In retrospect, “Watch the Throne” set new, diverging trajectories for
both rappers: Mr. West toward a self-righteous, confrontational
crudeness and Jay-Z toward reflection, perspective and a little more
self-questioning. That album also led them to experiment. This year,
they have both gambled that name recognition and pent-up anticipation
would get their new albums noticed with or without radio hits.
At 43, Jay-Z has grown-up concerns, particularly parenthood; Blue Ivy
Carter was born in January 2012, making “Magna Carta ... Holy Grail”
Jay-Z’s first dad-rap album. Its most conflicted and vulnerable song is
“Jay Z Blue (Daddy Dearest).” Its track samples dialogue from “Mommie
Dearest” over an arrangement suffused with spaghetti-western foreboding;
the lyrics worry about how his “Father never taught me to be a father,”
adding, “I’m trying and I’m lying if I said I wasn’t scared.”
Jay-Z also mentions his daughter in the album’s opening track, “Holy
Grail,” where he’s cornered at a corner store by paparazzi trying to get
a baby picture. It’s part of a seesawing rap
about fame as an enticement, a burden, a problem dwarfed by other
people’s struggles, something he craves and something that might drive
him crazy. He ends up singing along with Justin Timberlake and
paraphrasing Kurt Cobain: “We all just entertainers, and we’re stupid
and contagious.”
Often, Jay-Z’s boasts are contested by tracks with their own stubborn
agendas: minor keys, empty spaces, unyielding arrangements that make his
rhymes dodge and weave around them. Another song about success,
“Crown,” with Jay-Z joined by the Texan rapper Travis Scott, moves on
somber chords and an oozing Southern hip-hop beat as anxiety — “best
friends become ya enemies” — takes over from bragging.
“Tom Ford,” which has Jay-Z living it up in Paris — “Spent all my euros
on tuxedos and weird clothes” — is a one-chord Timbaland production that
starts out hinting at Radiohead’s “Kid A” and turns into a thicket of
synthesizers, bubbling and ratcheting all around and making Jay-Z shove
his way into the rhythm. The tension improves the song; it’s about
contention, not just conspicuous consumption. Timbaland produced the
majority of the album, and his beats carry Jay-Z even when — as in
“Picasso Baby,” an art inventory — the lyrics revisit familiar ground.
But Jay-Z is still striving on “Magna Carta ... Holy Grail.” He ponders
faith, superstition and free thinking in “Heaven,” which quotes R.E.M.’s
“Losing My Religion,” while in “Nickels and Dimes,” he wonders whether
giving people handouts is just his way to assuage “survivor’s guilt”

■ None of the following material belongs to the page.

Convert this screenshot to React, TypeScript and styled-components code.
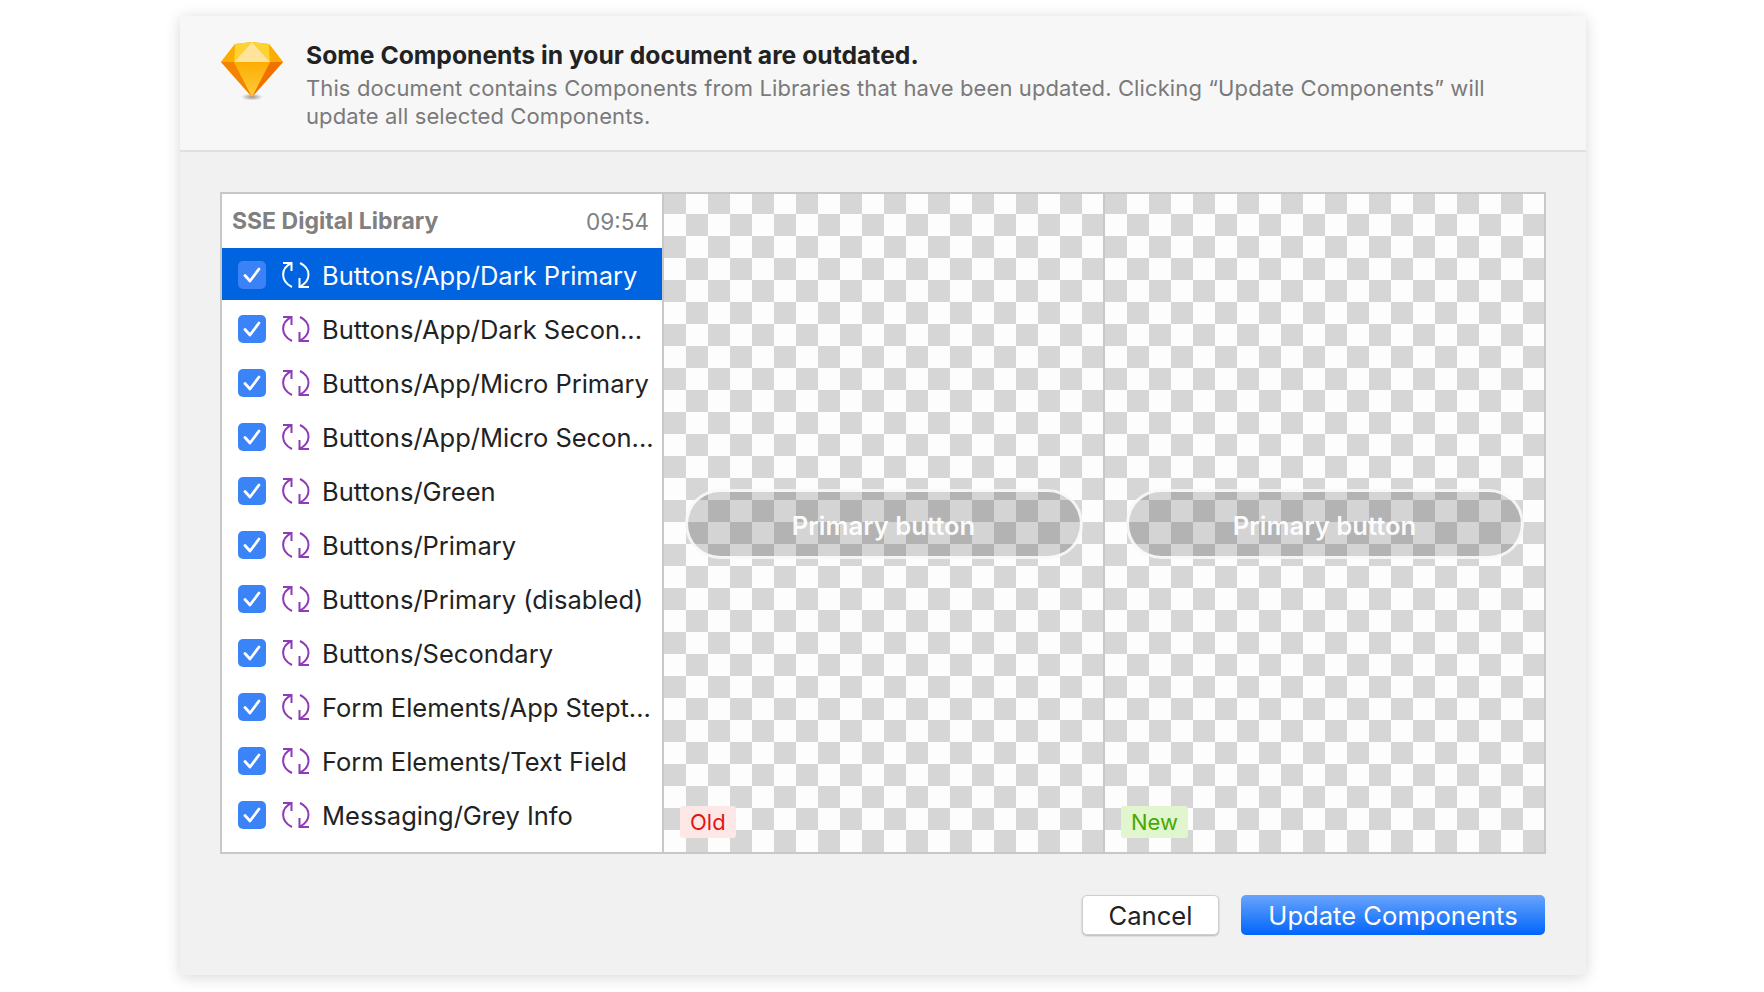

over his escape from poverty. The songs aren’t cocky or neatly resolved;
they’re Jay-Z thinking aloud, grappling with complications that can’t
be resolved with cash.
The closest thing to a pop song on “Magna Carta ... Holy Grail” is “Part
II (On the Run).” It features Beyoncé, in creamy lead vocals and
breathy harmonies, trading verses with Jay-Z about fugitives finding
romance. “I hear sirens while we make love,” Beyoncé sings, and
Timbaland’s production sets aside his usual brittle tones to hint at the
keyboard confections of 1980s Lionel Richie and Don Henley.
Even with its thoughts of apprehension and death, the song is a cozy
refuge from the album’s ups and downs, its sometimes awkward mixture of
Jay-Z’s reflexes and his determination to sidestep them.
Though Timbaland’s productions always hold some sly surprises, “Magna
Carta ... Holy Grail” comes across largely as a transitional album, as
if Jay-Z has tired of pop but hasn’t found a reliable alternative. A
million sales are in his pocket; he can keep searching.